======== DATA EXCERPT ========

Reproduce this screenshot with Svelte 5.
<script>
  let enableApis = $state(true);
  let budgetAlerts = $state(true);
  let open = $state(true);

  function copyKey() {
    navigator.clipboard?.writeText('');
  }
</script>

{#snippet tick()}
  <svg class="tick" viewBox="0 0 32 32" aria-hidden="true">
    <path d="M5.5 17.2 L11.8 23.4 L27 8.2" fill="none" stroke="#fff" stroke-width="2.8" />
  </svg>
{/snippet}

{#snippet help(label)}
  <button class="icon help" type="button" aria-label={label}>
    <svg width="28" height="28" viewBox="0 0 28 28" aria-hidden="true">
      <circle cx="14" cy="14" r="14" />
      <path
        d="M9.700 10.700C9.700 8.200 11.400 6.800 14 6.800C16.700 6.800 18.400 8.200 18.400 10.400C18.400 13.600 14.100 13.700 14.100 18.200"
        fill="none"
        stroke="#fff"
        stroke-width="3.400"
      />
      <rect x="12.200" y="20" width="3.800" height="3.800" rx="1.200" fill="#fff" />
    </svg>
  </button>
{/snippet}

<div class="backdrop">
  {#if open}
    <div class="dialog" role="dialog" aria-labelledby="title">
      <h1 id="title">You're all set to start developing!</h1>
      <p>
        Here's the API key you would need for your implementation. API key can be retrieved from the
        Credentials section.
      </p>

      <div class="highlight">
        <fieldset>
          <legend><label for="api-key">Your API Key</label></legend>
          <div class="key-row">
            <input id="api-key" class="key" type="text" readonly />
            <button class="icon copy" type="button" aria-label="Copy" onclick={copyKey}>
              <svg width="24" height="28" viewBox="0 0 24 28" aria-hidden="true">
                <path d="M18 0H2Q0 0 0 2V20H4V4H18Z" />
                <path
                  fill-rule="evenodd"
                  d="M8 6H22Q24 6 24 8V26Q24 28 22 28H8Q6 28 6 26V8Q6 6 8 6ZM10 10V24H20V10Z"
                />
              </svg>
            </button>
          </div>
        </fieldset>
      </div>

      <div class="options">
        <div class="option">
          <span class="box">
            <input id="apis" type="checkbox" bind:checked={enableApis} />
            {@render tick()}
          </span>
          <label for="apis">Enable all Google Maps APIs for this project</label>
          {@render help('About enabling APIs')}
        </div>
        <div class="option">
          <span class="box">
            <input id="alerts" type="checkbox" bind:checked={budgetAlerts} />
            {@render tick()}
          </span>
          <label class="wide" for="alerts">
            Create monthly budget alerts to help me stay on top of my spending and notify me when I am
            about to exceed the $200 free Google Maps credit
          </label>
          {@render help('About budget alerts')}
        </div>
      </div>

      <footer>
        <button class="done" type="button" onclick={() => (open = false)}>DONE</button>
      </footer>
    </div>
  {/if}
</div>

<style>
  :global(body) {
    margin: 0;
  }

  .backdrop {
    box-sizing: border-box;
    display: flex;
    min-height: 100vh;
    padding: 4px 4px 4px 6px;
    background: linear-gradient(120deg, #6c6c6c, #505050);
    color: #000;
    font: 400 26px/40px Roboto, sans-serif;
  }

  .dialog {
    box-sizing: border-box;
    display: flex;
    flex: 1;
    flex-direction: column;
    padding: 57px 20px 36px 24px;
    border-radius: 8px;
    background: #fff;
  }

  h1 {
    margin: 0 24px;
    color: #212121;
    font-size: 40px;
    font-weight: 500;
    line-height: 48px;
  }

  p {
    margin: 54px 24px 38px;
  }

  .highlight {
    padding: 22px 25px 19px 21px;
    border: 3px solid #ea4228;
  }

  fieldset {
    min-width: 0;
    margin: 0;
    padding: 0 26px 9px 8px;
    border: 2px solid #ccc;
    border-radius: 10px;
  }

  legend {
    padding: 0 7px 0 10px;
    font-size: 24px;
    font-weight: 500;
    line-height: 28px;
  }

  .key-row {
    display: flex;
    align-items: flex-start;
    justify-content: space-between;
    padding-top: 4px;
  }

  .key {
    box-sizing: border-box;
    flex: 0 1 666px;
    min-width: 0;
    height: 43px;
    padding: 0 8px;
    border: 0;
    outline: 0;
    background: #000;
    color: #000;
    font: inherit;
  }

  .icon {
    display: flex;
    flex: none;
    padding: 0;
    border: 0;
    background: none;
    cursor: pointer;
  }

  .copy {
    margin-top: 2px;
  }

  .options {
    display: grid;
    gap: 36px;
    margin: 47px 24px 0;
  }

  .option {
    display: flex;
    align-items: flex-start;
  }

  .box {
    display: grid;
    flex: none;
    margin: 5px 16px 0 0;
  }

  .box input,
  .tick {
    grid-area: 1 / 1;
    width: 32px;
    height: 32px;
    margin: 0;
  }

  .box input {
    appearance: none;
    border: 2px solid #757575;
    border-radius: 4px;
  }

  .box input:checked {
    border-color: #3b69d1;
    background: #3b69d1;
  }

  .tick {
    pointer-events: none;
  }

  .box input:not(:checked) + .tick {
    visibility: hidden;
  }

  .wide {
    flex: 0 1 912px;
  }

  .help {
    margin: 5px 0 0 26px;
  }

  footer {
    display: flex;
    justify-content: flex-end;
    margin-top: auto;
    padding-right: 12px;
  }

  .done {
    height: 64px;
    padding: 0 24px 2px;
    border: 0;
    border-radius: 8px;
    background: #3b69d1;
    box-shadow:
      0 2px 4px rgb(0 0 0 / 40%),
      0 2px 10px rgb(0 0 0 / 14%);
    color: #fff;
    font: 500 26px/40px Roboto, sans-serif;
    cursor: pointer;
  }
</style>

========

SET TASK:
Copy all the lines, exactly.

SOLUTION:
Reproduce this screenshot with Svelte 5.
<script>
  let enableApis = $state(true);
  let budgetAlerts = $state(true);
  let open = $state(true);

  function copyKey() {
    navigator.clipboard?.writeText('');
  }
</script>

{#snippet tick()}
  <svg class="tick" viewBox="0 0 32 32" aria-hidden="true">
    <path d="M5.5 17.2 L11.8 23.4 L27 8.2" fill="none" stroke="#fff" stroke-width="2.8" />
  </svg>
{/snippet}

{#snippet help(label)}
  <button class="icon help" type="button" aria-label={label}>
    <svg width="28" height="28" viewBox="0 0 28 28" aria-hidden="true">
      <circle cx="14" cy="14" r="14" />
      <path
        d="M9.700 10.700C9.700 8.200 11.400 6.800 14 6.800C16.700 6.800 18.400 8.200 18.400 10.400C18.400 13.600 14.100 13.700 14.100 18.200"
        fill="none"
        stroke="#fff"
        stroke-width="3.400"
      />
      <rect x="12.200" y="20" width="3.800" height="3.800" rx="1.200" fill="#fff" />
    </svg>
  </button>
{/snippet}

<div class="backdrop">
  {#if open}
    <div class="dialog" role="dialog" aria-labelledby="title">
      <h1 id="title">You're all set to start developing!</h1>
      <p>
        Here's the API key you would need for your implementation. API key can be retrieved from the
        Credentials section.
      </p>

      <div class="highlight">
        <fieldset>
          <legend><label for="api-key">Your API Key</label></legend>
          <div class="key-row">
            <input id="api-key" class="key" type="text" readonly />
            <button class="icon copy" type="button" aria-label="Copy" onclick={copyKey}>
              <svg width="24" height="28" viewBox="0 0 24 28" aria-hidden="true">
                <path d="M18 0H2Q0 0 0 2V20H4V4H18Z" />
                <path
                  fill-rule="evenodd"
                  d="M8 6H22Q24 6 24 8V26Q24 28 22 28H8Q6 28 6 26V8Q6 6 8 6ZM10 10V24H20V10Z"
                />
              </svg>
            </button>
          </div>
        </fieldset>
      </div>

      <div class="options">
        <div class="option">
          <span class="box">
            <input id="apis" type="checkbox" bind:checked={enableApis} />
            {@render tick()}
          </span>
          <label for="apis">Enable all Google Maps APIs for this project</label>
          {@render help('About enabling APIs')}
        </div>
        <div class="option">
          <span class="box">
            <input id="alerts" type="checkbox" bind:checked={budgetAlerts} />
            {@render tick()}
          </span>
          <label class="wide" for="alerts">
            Create monthly budget alerts to help me stay on top of my spending and notify me when I am
            about to exceed the $200 free Google Maps credit
          </label>
          {@render help('About budget alerts')}
        </div>
      </div>

      <footer>
        <button class="done" type="button" onclick={() => (open = false)}>DONE</button>
      </footer>
    </div>
  {/if}
</div>

<style>
  :global(body) {
    margin: 0;
  }

  .backdrop {
    box-sizing: border-box;
    display: flex;
    min-height: 100vh;
    padding: 4px 4px 4px 6px;
    background: linear-gradient(120deg, #6c6c6c, #505050);
    color: #000;
    font: 400 26px/40px Roboto, sans-serif;
  }

  .dialog {
    box-sizing: border-box;
    display: flex;
    flex: 1;
    flex-direction: column;
    padding: 57px 20px 36px 24px;
    border-radius: 8px;
    background: #fff;
  }

  h1 {
    margin: 0 24px;
    color: #212121;
    font-size: 40px;
    font-weight: 500;
    line-height: 48px;
  }

  p {
    margin: 54px 24px 38px;
  }

  .highlight {
    padding: 22px 25px 19px 21px;
    border: 3px solid #ea4228;
  }

  fieldset {
    min-width: 0;
    margin: 0;
    padding: 0 26px 9px 8px;
    border: 2px solid #ccc;
    border-radius: 10px;
  }

  legend {
    padding: 0 7px 0 10px;
    font-size: 24px;
    font-weight: 500;
    line-height: 28px;
  }

  .key-row {
    display: flex;
    align-items: flex-start;
    justify-content: space-between;
    padding-top: 4px;
  }

  .key {
    box-sizing: border-box;
    flex: 0 1 666px;
    min-width: 0;
    height: 43px;
    padding: 0 8px;
    border: 0;
    outline: 0;
    background: #000;
    color: #000;
    font: inherit;
  }

  .icon {
    display: flex;
    flex: none;
    padding: 0;
    border: 0;
    background: none;
    cursor: pointer;
  }

  .copy {
    margin-top: 2px;
  }

  .options {
    display: grid;
    gap: 36px;
    margin: 47px 24px 0;
  }

  .option {
    display: flex;
    align-items: flex-start;
  }

  .box {
    display: grid;
    flex: none;
    margin: 5px 16px 0 0;
  }

  .box input,
  .tick {
    grid-area: 1 / 1;
    width: 32px;
    height: 32px;
    margin: 0;
  }

  .box input {
    appearance: none;
    border: 2px solid #757575;
    border-radius: 4px;
  }

  .box input:checked {
    border-color: #3b69d1;
    background: #3b69d1;
  }

  .tick {
    pointer-events: none;
  }

  .box input:not(:checked) + .tick {
    visibility: hidden;
  }

  .wide {
    flex: 0 1 912px;
  }

  .help {
    margin: 5px 0 0 26px;
  }

  footer {
    display: flex;
    justify-content: flex-end;
    margin-top: auto;
    padding-right: 12px;
  }

  .done {
    height: 64px;
    padding: 0 24px 2px;
    border: 0;
    border-radius: 8px;
    background: #3b69d1;
    box-shadow:
      0 2px 4px rgb(0 0 0 / 40%),
      0 2px 10px rgb(0 0 0 / 14%);
    color: #fff;
    font: 500 26px/40px Roboto, sans-serif;
    cursor: pointer;
  }
</style>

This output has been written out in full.